Locate all lines in the data below that hold "with" and show them.
***** Supplied records
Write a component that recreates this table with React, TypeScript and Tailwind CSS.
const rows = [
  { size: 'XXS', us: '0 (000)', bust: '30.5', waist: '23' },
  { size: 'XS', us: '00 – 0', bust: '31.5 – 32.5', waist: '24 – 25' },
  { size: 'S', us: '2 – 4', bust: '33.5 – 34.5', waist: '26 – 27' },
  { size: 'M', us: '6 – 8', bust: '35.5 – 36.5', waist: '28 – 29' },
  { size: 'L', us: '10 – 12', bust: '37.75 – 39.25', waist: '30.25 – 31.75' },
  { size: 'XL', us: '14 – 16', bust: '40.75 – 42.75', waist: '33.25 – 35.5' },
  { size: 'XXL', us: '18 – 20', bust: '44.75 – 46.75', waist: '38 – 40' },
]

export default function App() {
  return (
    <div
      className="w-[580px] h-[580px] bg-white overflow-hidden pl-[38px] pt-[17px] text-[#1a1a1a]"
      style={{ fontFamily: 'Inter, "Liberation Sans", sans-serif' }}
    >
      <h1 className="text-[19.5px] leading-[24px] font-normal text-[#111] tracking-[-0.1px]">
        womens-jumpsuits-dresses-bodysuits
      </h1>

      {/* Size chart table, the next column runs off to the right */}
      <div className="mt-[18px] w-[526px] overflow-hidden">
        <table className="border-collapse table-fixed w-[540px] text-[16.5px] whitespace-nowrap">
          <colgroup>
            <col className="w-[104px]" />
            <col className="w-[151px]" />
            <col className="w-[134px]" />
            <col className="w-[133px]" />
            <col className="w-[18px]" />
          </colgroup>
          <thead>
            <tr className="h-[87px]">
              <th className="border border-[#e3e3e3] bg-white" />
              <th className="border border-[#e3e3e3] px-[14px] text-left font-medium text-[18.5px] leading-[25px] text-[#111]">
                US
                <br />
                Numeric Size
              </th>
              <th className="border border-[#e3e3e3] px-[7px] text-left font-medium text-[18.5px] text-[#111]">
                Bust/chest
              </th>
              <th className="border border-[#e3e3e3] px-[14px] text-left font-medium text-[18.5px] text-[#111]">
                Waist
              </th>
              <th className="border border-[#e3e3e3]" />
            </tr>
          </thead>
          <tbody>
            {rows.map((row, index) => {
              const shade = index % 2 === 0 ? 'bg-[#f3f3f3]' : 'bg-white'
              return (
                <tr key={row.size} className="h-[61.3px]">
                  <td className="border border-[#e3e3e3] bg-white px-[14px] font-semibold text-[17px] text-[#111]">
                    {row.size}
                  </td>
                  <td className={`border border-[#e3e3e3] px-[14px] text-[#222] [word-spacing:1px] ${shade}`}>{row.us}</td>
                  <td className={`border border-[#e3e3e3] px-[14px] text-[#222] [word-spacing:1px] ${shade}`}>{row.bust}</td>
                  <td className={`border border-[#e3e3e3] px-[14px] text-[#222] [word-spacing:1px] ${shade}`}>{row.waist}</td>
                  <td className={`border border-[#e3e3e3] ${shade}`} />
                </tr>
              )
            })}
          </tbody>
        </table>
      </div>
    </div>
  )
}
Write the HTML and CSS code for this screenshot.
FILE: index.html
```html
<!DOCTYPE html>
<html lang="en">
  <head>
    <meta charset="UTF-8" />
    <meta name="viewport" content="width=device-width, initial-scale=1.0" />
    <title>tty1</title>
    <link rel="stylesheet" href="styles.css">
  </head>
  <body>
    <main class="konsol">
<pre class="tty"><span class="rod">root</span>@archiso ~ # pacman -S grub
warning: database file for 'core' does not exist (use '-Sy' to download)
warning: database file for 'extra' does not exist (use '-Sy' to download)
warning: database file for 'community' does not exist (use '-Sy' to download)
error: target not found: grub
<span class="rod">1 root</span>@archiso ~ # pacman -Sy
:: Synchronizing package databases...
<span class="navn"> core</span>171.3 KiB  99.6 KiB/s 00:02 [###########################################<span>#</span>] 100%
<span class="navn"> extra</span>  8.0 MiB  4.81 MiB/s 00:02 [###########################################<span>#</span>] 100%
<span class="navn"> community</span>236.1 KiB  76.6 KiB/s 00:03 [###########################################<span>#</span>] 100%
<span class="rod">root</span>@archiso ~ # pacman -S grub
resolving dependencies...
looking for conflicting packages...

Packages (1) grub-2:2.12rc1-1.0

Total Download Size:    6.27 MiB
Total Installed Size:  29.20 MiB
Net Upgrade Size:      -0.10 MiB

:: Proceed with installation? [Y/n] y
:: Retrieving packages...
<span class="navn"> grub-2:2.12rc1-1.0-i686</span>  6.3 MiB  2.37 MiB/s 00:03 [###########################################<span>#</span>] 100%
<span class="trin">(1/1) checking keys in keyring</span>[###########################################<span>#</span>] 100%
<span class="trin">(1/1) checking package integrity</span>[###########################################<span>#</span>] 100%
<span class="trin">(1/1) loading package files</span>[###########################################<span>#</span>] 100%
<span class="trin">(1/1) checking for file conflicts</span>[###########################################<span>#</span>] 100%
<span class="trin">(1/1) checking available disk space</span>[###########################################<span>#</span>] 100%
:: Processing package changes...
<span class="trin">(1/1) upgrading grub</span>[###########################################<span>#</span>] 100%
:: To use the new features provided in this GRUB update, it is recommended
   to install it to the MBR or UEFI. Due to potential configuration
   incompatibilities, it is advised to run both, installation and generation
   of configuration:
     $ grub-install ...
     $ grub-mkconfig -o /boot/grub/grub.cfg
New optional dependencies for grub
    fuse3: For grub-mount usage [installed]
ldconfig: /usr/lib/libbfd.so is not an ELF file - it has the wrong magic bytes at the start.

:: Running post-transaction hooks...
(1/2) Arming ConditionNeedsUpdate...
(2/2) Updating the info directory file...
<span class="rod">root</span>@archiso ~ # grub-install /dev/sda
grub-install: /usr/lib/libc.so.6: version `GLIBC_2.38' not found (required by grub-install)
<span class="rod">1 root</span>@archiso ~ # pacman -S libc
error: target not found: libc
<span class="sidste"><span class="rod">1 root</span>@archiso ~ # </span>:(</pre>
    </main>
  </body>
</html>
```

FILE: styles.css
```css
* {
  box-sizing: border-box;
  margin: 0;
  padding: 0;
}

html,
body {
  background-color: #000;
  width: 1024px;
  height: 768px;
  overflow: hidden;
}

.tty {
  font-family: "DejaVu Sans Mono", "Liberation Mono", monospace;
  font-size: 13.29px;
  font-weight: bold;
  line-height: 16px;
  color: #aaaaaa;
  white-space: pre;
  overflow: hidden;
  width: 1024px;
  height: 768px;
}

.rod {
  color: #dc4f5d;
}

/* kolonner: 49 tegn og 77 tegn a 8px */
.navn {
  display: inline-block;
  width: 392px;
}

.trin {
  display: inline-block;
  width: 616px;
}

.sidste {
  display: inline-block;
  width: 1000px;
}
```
**********
***** Supplied records
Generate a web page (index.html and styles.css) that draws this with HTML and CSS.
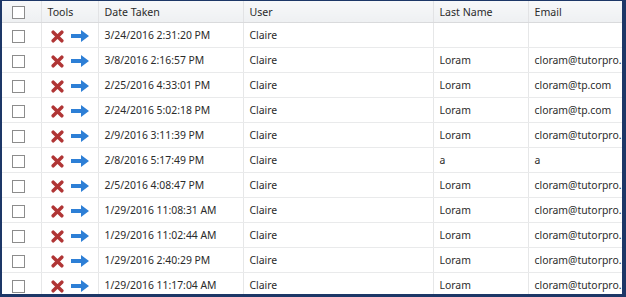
**********
■ **Correct output**:
Write a component that recreates this table with React, TypeScript and Tailwind CSS.
:: Proceed with installation? [Y/n] y
Generate a web page (index.html and styles.css) that draws this with HTML and CSS.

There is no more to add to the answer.